• Written exercise:
Filter the lines below, copying only those with the string "index".

• Dataset content:
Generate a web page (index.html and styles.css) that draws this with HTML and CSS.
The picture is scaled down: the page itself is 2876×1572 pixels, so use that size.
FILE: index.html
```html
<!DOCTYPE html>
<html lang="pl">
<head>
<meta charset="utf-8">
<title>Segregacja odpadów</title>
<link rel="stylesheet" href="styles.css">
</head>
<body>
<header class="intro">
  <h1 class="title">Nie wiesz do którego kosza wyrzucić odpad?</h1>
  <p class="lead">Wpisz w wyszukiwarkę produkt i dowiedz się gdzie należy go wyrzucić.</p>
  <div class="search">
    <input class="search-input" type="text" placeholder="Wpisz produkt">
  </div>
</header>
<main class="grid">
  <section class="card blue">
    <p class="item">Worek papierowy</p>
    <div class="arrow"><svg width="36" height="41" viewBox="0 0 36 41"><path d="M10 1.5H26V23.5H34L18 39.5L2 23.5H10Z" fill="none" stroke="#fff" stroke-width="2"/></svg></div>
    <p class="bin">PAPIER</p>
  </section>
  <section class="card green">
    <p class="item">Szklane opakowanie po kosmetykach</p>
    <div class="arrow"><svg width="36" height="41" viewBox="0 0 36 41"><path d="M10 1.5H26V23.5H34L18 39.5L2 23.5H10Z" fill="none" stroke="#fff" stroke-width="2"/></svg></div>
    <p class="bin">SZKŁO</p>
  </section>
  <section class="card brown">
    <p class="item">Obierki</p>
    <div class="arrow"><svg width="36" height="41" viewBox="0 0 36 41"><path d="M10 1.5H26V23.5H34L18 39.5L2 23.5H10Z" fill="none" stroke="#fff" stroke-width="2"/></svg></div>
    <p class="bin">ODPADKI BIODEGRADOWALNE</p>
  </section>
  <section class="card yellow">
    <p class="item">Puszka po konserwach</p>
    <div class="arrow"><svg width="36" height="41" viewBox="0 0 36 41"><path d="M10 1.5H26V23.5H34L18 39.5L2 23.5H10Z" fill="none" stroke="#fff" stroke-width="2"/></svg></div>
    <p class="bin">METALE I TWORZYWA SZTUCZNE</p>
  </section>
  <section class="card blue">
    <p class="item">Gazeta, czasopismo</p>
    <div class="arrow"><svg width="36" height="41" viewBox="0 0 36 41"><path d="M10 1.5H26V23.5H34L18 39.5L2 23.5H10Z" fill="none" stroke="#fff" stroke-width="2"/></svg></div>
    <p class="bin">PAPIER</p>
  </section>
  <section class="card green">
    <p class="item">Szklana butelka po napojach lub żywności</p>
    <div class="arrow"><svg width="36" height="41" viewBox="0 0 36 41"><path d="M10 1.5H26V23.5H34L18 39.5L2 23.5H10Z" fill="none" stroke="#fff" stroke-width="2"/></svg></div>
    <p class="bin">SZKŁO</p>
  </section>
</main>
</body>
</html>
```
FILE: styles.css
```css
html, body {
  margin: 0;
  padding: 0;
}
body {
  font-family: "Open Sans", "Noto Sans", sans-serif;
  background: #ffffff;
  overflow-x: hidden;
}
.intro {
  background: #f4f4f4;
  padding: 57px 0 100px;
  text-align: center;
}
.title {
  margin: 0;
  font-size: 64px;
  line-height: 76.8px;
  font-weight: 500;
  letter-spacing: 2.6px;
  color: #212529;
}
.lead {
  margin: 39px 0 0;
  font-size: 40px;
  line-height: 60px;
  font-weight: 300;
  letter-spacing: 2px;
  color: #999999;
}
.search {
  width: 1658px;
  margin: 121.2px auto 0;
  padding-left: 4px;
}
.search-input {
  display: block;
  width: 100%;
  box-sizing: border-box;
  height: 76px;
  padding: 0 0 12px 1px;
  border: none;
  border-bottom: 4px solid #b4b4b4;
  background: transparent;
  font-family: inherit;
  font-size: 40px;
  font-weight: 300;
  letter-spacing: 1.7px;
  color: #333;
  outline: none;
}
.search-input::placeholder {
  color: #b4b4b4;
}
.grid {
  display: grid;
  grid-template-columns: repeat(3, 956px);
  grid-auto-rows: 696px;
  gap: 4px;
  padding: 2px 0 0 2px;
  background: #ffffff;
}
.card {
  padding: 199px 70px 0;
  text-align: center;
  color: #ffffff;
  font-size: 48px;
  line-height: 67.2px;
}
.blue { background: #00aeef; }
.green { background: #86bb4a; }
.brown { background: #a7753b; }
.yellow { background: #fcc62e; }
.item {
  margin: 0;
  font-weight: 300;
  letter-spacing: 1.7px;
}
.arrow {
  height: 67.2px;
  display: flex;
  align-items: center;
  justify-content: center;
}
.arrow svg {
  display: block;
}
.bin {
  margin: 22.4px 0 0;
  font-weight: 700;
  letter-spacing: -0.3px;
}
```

• Answer to the problem:
Generate a web page (index.html and styles.css) that draws this with HTML and CSS.
FILE: index.html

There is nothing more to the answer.